El niño del piso superior al de arriba tiene ataques de nervios cada vez que juega con la Play. Patalea, y hace vibrar mi habitación, y vocifera “es imposible, es imposible”. Y sigue: “No puede ser tan difícil”, “odio este juego, odio vivir”, “quiero ganar, necesito ganar”, maldice a sus jugadores por “troncos”, insulta a su hermana menor diciéndole “gorda” cuando ella se ríe de él y de sus actitudes…
Su padre no está, porque si no lo reprendería con su estilo desencajado, recordándole que tiene 11 años. El pequeño Pelotudo aprovecha su ausencia para jugar, y ya son varias las veces que lo oigo, a mi pesar, en plena crisis, a la mañana o a la hora de la siesta, cuando está sólo con su madre. Por cuarenta minutos la señora lo deja gritar, y llorar, y berrear, sin decirle –casi– nada. Después, de golpe, empezará a gritarle a la nena no sé por qué.
Todos los días de vacaciones el Pelotudito volverá a estar fuera de sí: “Me hace mal la Play”, grita, pero sus padres no registran ese momento de lucidez, que tal vez sólo sea la repetición de algo que escuchó. Y sigue maldiciendo a los jugadores y al jueguito: “Es muy difícil”, “quiero ganar”, “es una mierda este juego”, “¿por qué?, ¿por qué?, ¿por qué?”, clama con esa voz aguda e irritante que se deforma en un llanto desquiciado.
La otra tarde, sin embargo, la madre intervino antes de la media hora, y la hermana pidió gritando: “No le pegues”. Juan Carlitos rápidamente la desautorizó: “Andate, vos”. Entonces ella cambió de parecer y le pidió a su mamá: “Pegale”.
Cuando se calmó, y se aburrió de decirles “hijos de puta” a los jugadores; de afirmar, contra la realidad, que “es imposible” y que “no puede ser”; de mentar “la concha peluda” y de pedir “por dios”, quiso ver tele. Pero ese día habían cortado el cable…

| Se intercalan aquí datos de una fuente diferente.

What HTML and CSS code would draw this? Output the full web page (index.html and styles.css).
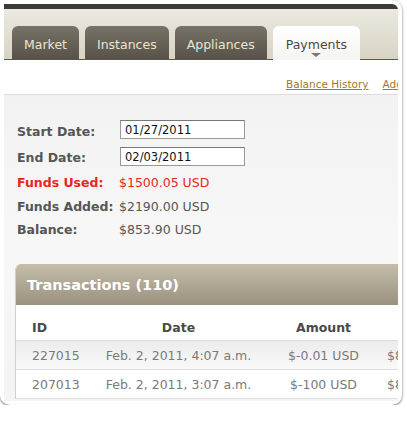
FILE: index.html
```html
<!DOCTYPE html>
<html lang="en">
<head>
  <meta charset="UTF-8">
  <title>Payments</title>
  <link rel="stylesheet" href="styles.css">
</head>
<body>
  <div class="frame">
    <div class="window">
      <div class="topbar"></div>

      <div class="tabbar">
        <a class="tab" href="#">Market</a>
        <a class="tab" href="#">Instances</a>
        <a class="tab" href="#">Appliances</a>
        <a class="tab active" href="#">Payments</a>
      </div>

      <div class="subnav">
        <a href="#">Balance History</a>
        <a href="#">Add Funds</a>
      </div>

      <div class="content">
        <div class="summary">
          <label for="start">Start Date:</label>
          <input type="text" id="start" value="01/27/2011">
          <label for="end">End Date:</label>
          <input type="text" id="end" value="02/03/2011">
          <div class="key used">Funds Used:</div>
          <div class="val used">$1500.05 USD</div>
          <div class="key">Funds Added:</div>
          <div class="val">$2190.00 USD</div>
          <div class="key">Balance:</div>
          <div class="val">$853.90 USD</div>
        </div>

        <div class="panel">
          <div class="panel-head">Transactions (110)</div>
          <table class="transactions">
            <thead>
              <tr>
                <th class="c-id">ID</th>
                <th class="c-date">Date</th>
                <th class="c-amount">Amount</th>
                <th class="c-balance">Balance</th>
              </tr>
            </thead>
            <tbody>
              <tr>
                <td class="c-id">227015</td>
                <td class="c-date">Feb. 2, 2011, 4:07 a.m.</td>
                <td class="c-amount">$-0.01 USD</td>
                <td class="c-balance">$853.90 USD</td>
              </tr>
              <tr>
                <td class="c-id">207013</td>
                <td class="c-date">Feb. 2, 2011, 3:07 a.m.</td>
                <td class="c-amount">$-100 USD</td>
                <td class="c-balance">$853.91 USD</td>
              </tr>
            </tbody>
          </table>
        </div>
      </div>
    </div>
  </div>
</body>
</html>
```

FILE: styles.css
```css
body {
  margin: 0;
  background-color: #fff;
  font-family: "DejaVu Sans", Verdana, sans-serif;
  color: #444;
}

.frame {
  width: 394px;
  height: 397px;
  padding: 4px;
  background-color: #fff;
  border-radius: 0 10px 10px 10px;
  box-shadow: 0 1px 3px rgba(0,0,0,0.55);
}

.window {
  height: 100%;
  overflow: hidden;
  border-radius: 0 6px 0 0;
  background: linear-gradient(#efefef, #f7f7f7 60%, #f4f4f4);
}

.topbar {
  height: 5px;
  background-color: #3b3b39;
}

/* tabs */
.tabbar {
  height: 51px;
  display: flex;
  align-items: flex-end;
  gap: 6px;
  padding-left: 8px;
  box-sizing: border-box;
  background: linear-gradient(#ebe9e0, #d8d4c4);
  border-bottom: 1px solid #5c5849;
}

.tab {
  height: 33px;
  line-height: 37px;
  padding: 0 12px;
  border-radius: 6px 6px 0 0;
  background: linear-gradient(#767267, #57534a);
  color: #eae6cf;
  font-size: 12.5px;
  text-decoration: none;
}

.tab.active {
  position: relative;
  padding: 0 13px;
  background: linear-gradient(#fff, #f4f4f2);
  color: #4a4a4a;
  margin-bottom: -1px;
  height: 34px;
}

.tab.active::after {
  content: "";
  position: absolute;
  left: 50%;
  bottom: 3px;
  margin-left: -5px;
  border-left: 5px solid transparent;
  border-right: 5px solid transparent;
  border-top: 4px solid #777;
}

.subnav {
  height: 35px;
  display: flex;
  align-items: flex-end;
  gap: 14px;
  padding: 0 0 4px 282px;
  box-sizing: border-box;
  background-color: #fff;
  border-bottom: 1px solid #dcdcdc;
  white-space: nowrap;
}

.subnav a {
  color: #a17a1e;
  font-size: 10.5px;
}

/* summary */
.content {
  padding: 25px 0 0 11px;
}

.summary {
  display: grid;
  grid-template-columns: 104px 126px;
  row-gap: 4.5px;
  align-items: center;
  font-size: 12.5px;
}

.summary label,
.key {
  font-weight: bold;
  color: #555;
  padding-left: 2px;
}

.summary input {
  width: 125px;
  height: 19px;
  box-sizing: border-box;
  margin: 0 0 3px 1px;
  padding: 1px 4px 0;
  border: 1px solid #999;
  border-top-color: #777;
  font-family: "DejaVu Sans", Verdana, sans-serif;
  font-size: 11.5px;
  color: #111;
}

.key,
.val {
  height: 19px;
  line-height: 19px;
}

.val {
  color: #555;
  white-space: nowrap;
}

.used {
  color: #e8271a;
}

/* transactions */
.panel {
  margin-top: 25px;
  width: 500px;
  background-color: #fff;
  border-left: 1px solid #cfcfcf;
  border-radius: 6px 0 0 0;
  overflow: hidden;
}

.panel-head {
  height: 41px;
  line-height: 43px;
  padding-left: 11px;
  background: linear-gradient(#c3bdaa, #9a927e);
  color: #fff;
  font-size: 14.5px;
  font-weight: bold;
}

.transactions {
  border-collapse: collapse;
  table-layout: fixed;
  width: 500px;
  font-size: 12.5px;
  white-space: nowrap;
}

.transactions th,
.transactions td {
  box-sizing: border-box;
}

.transactions th {
  height: 35px;
  padding-top: 12px;
  color: #4a4a4a;
  border-bottom: 1px solid #dadada;
}

.transactions td {
  height: 29px;
  padding-top: 2px;
  color: #7a7a7a;
  border-bottom: 1px solid #dedede;
}

.transactions tbody tr:first-child {
  background: linear-gradient(#ebebeb, #f9f9f9);
}

.c-id {
  width: 75px;
  padding-left: 16px;
  text-align: left;
}

.c-date {
  width: 175px;
  text-align: center;
}

.c-amount {
  width: 115px;
  text-align: center;
}

.c-balance {
  padding-left: 6px;
  text-align: left;
}

th.c-balance {
  padding-left: 40px;
}
```
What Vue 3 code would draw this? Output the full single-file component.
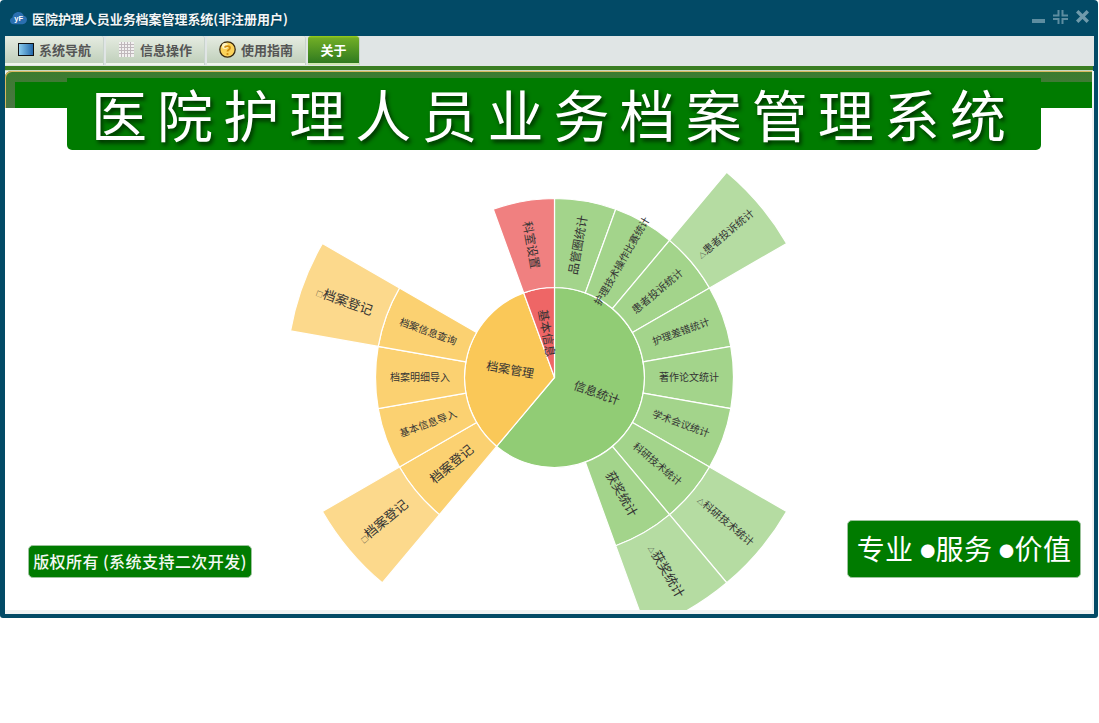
<script setup>
const C = { g: ['#91cc75', '#a3d48b', '#b5dca2'], y: ['#fac858', '#fbd171', '#fcd98c'], r: ['#ee6666', '#f08080'] }
const R = [[0, 90], [90, 179], [179, 268]]
const rows = [
  [0, 0, 220, 'g', '信息统计', 12], [0, 220, 340, 'y', '档案管理', 12], [0, 340, 360, 'r', '基本信息', 12],
  [1, 0, 20, 'g', '品管圈统计', 12], [1, 20, 40, 'g', '护理技术操作比赛统计', 10], [1, 40, 60, 'g', '患者投诉统计', 10.5],
  [1, 60, 80, 'g', '护理差错统计', 10], [1, 80, 100, 'g', '著作论文统计', 10], [1, 100, 120, 'g', '学术会议统计', 10],
  [1, 120, 140, 'g', '科研技术统计', 10], [1, 140, 160, 'g', '获奖统计', 12.5],
  [1, 220, 240, 'y', '档案登记', 13], [1, 240, 260, 'y', '基本信息导入', 10], [1, 260, 280, 'y', '档案明细导入', 10],
  [1, 280, 300, 'y', '档案信息查询', 10], [1, 340, 360, 'r', '科室设置', 12],
  [2, 40, 60, 'g', '患者投诉统计', 10.5, '△'], [2, 120, 140, 'g', '科研技术统计', 10.5, '△'], [2, 140, 160, 'g', '获奖统计', 13, '△'],
  [2, 220, 240, 'y', '档案登记', 13, '□'], [2, 280, 300, 'y', '档案登记', 13, '□']
]
const pt = (r, a) => {
  const t = (a * Math.PI) / 180
  return `${(r * Math.sin(t)).toFixed(2)} ${(-r * Math.cos(t)).toFixed(2)}`
}
const sectors = rows.map(([ring, a, b, hue, name, size, mark], i) => {
  const [r0, r1] = R[ring]
  const large = b - a > 180 ? 1 : 0
  const d = r0 === 0
    ? `M0 0L${pt(r1, a)}A${r1} ${r1} 0 ${large} 1 ${pt(r1, b)}Z`
    : `M${pt(r0, a)}L${pt(r1, a)}A${r1} ${r1} 0 ${large} 1 ${pt(r1, b)}L${pt(r0, b)}A${r0} ${r0} 0 ${large} 0 ${pt(r0, a)}Z`
  const mid = (a + b) / 2
  const rm = (r0 + r1) / 2
  const rot = mid < 180 ? mid - 90 : mid - 270
  const t = (mid * Math.PI) / 180
  return {
    id: i, d, fill: C[hue][ring], name, size, mark,
    transform: `translate(${(rm * Math.sin(t)).toFixed(2)} ${(-rm * Math.cos(t)).toFixed(2)}) rotate(${rot})`
  }
})
const tabs = [
  { name: '系统导航', icon: 'screen' },
  { name: '信息操作', icon: 'grid' },
  { name: '使用指南', icon: 'help' }
]
</script>

<template>
  <div class="window">
    <header class="titlebar">
      <svg class="logo" width="17" height="14" viewBox="0 0 18 14">
        <path d="M4 13.5C1.5 13.5 0 11.8 0 9.8 0 8 1.2 6.8 2.6 6.4 3 3 5.6.6 9 .6c2.7 0 4.8 1.6 5.6 4 2 .3 3.4 2 3.4 4 0 2.700-2 4.900-4.700 4.900z" fill="#2a6fb0" />
        <text x="4.500" y="10.500" class="logo-text">yF</text>
      </svg>
      <span class="title">医院护理人员业务档案管理系统(非注册用户)</span>
      <div class="controls">
        <svg class="c-min" width="13" height="4" viewBox="0 0 13 4"><rect width="13" height="4" fill="#5d8da0" /></svg>
        <svg class="c-max" width="15" height="14" viewBox="0 0 15 14" fill="#5d8da0">
          <path d="M4.500 0h2v6.500H0v-2h4.500zM8.500 0h2v4.500H15v2H8.500zM0 8h6.500v6h-2V10H0zM8.500 8H15v2h-4.500v4h-2z" />
        </svg>
        <svg class="c-close" width="13" height="13" viewBox="0 0 13 13"><path d="M1.200 1.200l10.600 10.600M11.800 1.200L1.200 11.800" stroke="#6f9aab" stroke-width="3.400" /></svg>
      </div>
    </header>

    <nav class="tabbar">
      <button v-for="t in tabs" :key="t.name" class="tab">
        <svg v-if="t.icon === 'screen'" width="16" height="14" viewBox="0 0 16 14">
          <defs>
            <linearGradient id="scr" x1="0" x2="1" y1="0" y2="0">
              <stop offset="0" stop-color="#8ed0f0" />
              <stop offset="1" stop-color="#1f64a8" />
            </linearGradient>
          </defs>
          <rect x=".5" y=".5" width="15" height="12" fill="url(#scr)" stroke="#111" />
        </svg>
        <svg v-else-if="t.icon === 'grid'" class="grid" width="15" height="15" viewBox="0 0 15 15">
          <rect width="15" height="15" fill="#f2f0f0" />
          <path d="M2.500 0v15M5.500 0v15M8.500 0v15M11.500 0v15M0 2.500h15M0 5.500h15M0 8.500h15M0 11.500h15" stroke="#c0b8bc" />
        </svg>
        <svg v-else class="help" width="17" height="17" viewBox="0 0 17 17">
          <circle cx="8.500" cy="8.500" r="7.700" fill="#fbd25a" stroke="#3a2a10" stroke-width="1.300" />
          <circle cx="6" cy="5" r="3" fill="#fff3c0" />
          <path d="M6 6.700C6.200 4.600 11 4.600 11 7 11 8.800 8.500 8.600 8.500 10.500" fill="none" stroke="#d08c10" stroke-width="1.900" />
          <circle cx="8.500" cy="13" r="1.100" fill="#d08c10" />
        </svg>
        <span>{{ t.name }}</span>
      </button>
      <button class="tab active"><span>关于</span></button>
    </nav>

    <div class="rule"></div>

    <main class="panel">
      <div class="band"><div class="band-fill"></div></div>
      <h1 class="banner">医院护理人员业务档案管理系统</h1>
      <div class="chart-area">
        <svg class="chart" width="1089" height="502" viewBox="0 0 1089 502">
          <g transform="translate(549.5 269.5)">
            <path v-for="s in sectors" :key="s.id" :d="s.d" :fill="s.fill" stroke="#fff" stroke-width="1.200" />
            <text v-for="s in sectors" :key="'l' + s.id" class="label" :font-size="s.size" :transform="s.transform" text-anchor="middle" dy=".36em"><tspan v-if="s.mark" font-size="7">{{ s.mark }}</tspan>{{ s.name }}</text>
          </g>
        </svg>
        <div class="copyright">版权所有 (系统支持二次开发)</div>
        <div class="slogan">专业 <span class="dot">●</span>服务 <span class="dot">●</span>价值</div>
      </div>
    </main>
  </div>
</template>

<style>
html, body { background: #fff; }
</style>

<style scoped>
* { box-sizing: border-box; }
.window {
  width: 1098px;
  height: 618px;
  background: #024a66;
  border-radius: 4px 4px 3px 3px;
  padding: 0 4px 4px 5px;
  display: flex;
  flex-direction: column;
  font-family: "Noto Sans CJK SC", "Liberation Sans", sans-serif;
  overflow: hidden;
}
.titlebar {
  height: 36px;
  flex: none;
  display: flex;
  align-items: center;
  padding-left: 5px;
  gap: 5px;
  color: #fff;
}
.logo-text { font: bold 8px "Liberation Sans", sans-serif; fill: #fff; }
.title {
  font-size: 13px;
  font-weight: 700;
  letter-spacing: -0.05px;
  color: #f2f6f8;
  text-shadow: 0 1px 1px #02303f;
}
.controls {
  margin-left: auto;
  display: flex;
  align-items: center;
  gap: 8px;
  padding-right: 5px;
  margin-top: -3px;
}
.controls svg { display: block; }
.c-min { margin-top: 8px; }
.tabbar {
  height: 30px;
  flex: none;
  background: #e0e5e5;
  display: flex;
  gap: 3px;
  padding-bottom: 1px;
}
.tab {
  width: 98px;
  height: 29px;
  border: 0;
  border-bottom: 2px solid #f0f5ec;
  border-radius: 3px 3px 0 0;
  background: linear-gradient(#e6ece2, #c0d0bb);
  box-shadow: 1px 0 0 #c9d4cc;
  padding: 0 0 0 13px;
  display: flex;
  align-items: center;
  gap: 5px;
  font: 700 13px "Noto Sans CJK SC", sans-serif;
  color: #555;
}
.tab .grid { margin-right: 1px; }
.tab .help { margin-left: -1px; }
.tab.active {
  width: 51px;
  padding: 0;
  justify-content: center;
  color: #fff;
  background: linear-gradient(#9ad016 0, #70ad26 8%, #2f7a1f 100%);
  border-bottom-color: #cfe6b0;
}
.rule {
  height: 5px;
  flex: none;
  background: #3a7d22;
  border-bottom: 1px solid #c8d8c0;
  margin-right: 1px;
}
.panel {
  flex: 1;
  position: relative;
  display: flex;
  flex-direction: column;
  background: #eef2f3;
  padding-bottom: 4px;
  min-height: 0;
}
.band {
  height: 37px;
  flex: none;
  margin-right: 2px;
  padding: 11px 0 0 10px;
  background: linear-gradient(#3a7c2e, #4a7544);
  border-radius: 6px 0 0 0;
  box-shadow: inset 1px 1px 0 #d8b860;
}
.band-fill { height: 100%; background: #007b00; }
.banner {
  position: absolute;
  z-index: 2;
  left: 62px;
  top: 7px;
  width: 974px;
  height: 72px;
  margin: 0;
  padding-left: 24px;
  background: #007b00;
  border-radius: 0 0 5px 5px;
  color: #fff;
  font-size: 56px;
  font-weight: 400;
  line-height: 70px;
  letter-spacing: 10.070px;
  white-space: nowrap;
  text-shadow: 2px 3px 4px #012b01;
}
.chart-area {
  flex: 1;
  position: relative;
  margin-right: 2px;
  background: #fff;
  overflow: hidden;
}
.chart { display: block; }
.label { fill: #333; font-family: "Noto Sans CJK SC", sans-serif; }
.copyright {
  position: absolute;
  left: 23px;
  top: 437px;
  width: 224px;
  height: 33px;
  background: #007b00;
  border: 1px solid #9cc39c;
  border-radius: 5px;
  color: #f4f8f4;
  font-size: 16px;
  font-weight: 500;
  letter-spacing: .45px;
  line-height: 30px;
  text-align: center;
  white-space: nowrap;
}
.slogan {
  position: absolute;
  left: 842px;
  top: 412px;
  width: 234px;
  height: 58px;
  background: #007b00;
  border: 1px solid #9cc39c;
  border-radius: 5px;
  color: #fff;
  font-size: 28px;
  font-weight: 400;
  letter-spacing: .4px;
  line-height: 55px;
  text-align: center;
  white-space: nowrap;
}
.dot { font-size: 15px; vertical-align: 3px; }
</style>
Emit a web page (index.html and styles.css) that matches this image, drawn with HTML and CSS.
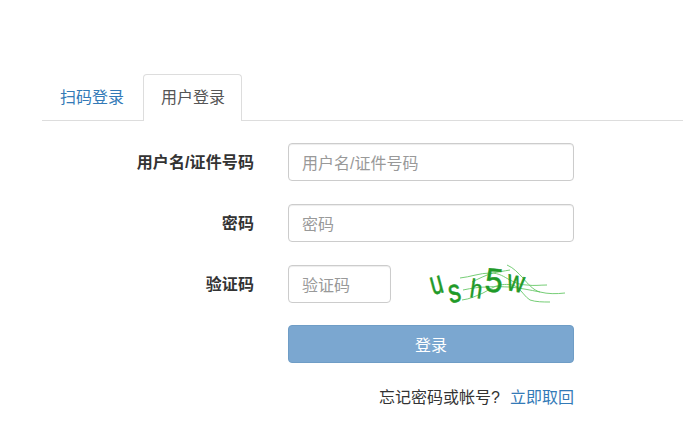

Y su nuevo ataque de nervios interfirió mi almuerzo por una nueva e incontable vez. Ahora monta su número con gritos, y llantos, y golpes contra las paredes, y contra la reja del balcón, y la madre gritándole, y el niño ululando: “Corten el agua pero no corten la tele”, “esta casa es una mierda”, “todos los días cortan la tele”, “me quiero morir”. Y repite varias veces: “Corten el agua pero no corten la tele”, y cambia el lamento por un “corten la luz”, pero al toque se percata de que si cortan la luz tampoco va a poder ver tele, e insiste con el anterior.
Toda su familia vive en un estado de crispación que se contagia por el aire. Y la mina le vende los hechos cambiados a su marido, le disfraza la realidad no sé con qué fin, y el chabón desconoce la mitad de las cosas que pasan, según se desprende de sus dichos, los cuales me obliga a oír con su vozarrón de paraavalanchas. A veces el tipo organiza una suerte de careo con toda la familia, pero cuando parece que va a saltar alguna de las mentiras que le dice, la jermu rompe la situación con algún grito y un oportuno cambio de frente.
Y si uno se queja de los ruidos, la señora Pelotuda (el apellido agrega una a, como los rusos) afirmará tener testigos y amenazará con demandas. Y el matrimonio se quejará a la administradora del edificio diciéndole: “Nosotros somos los Pelotudo. Nosotros tenemos contactos”.
Sí, un falso contacto es lo que tienen. En el cerebro.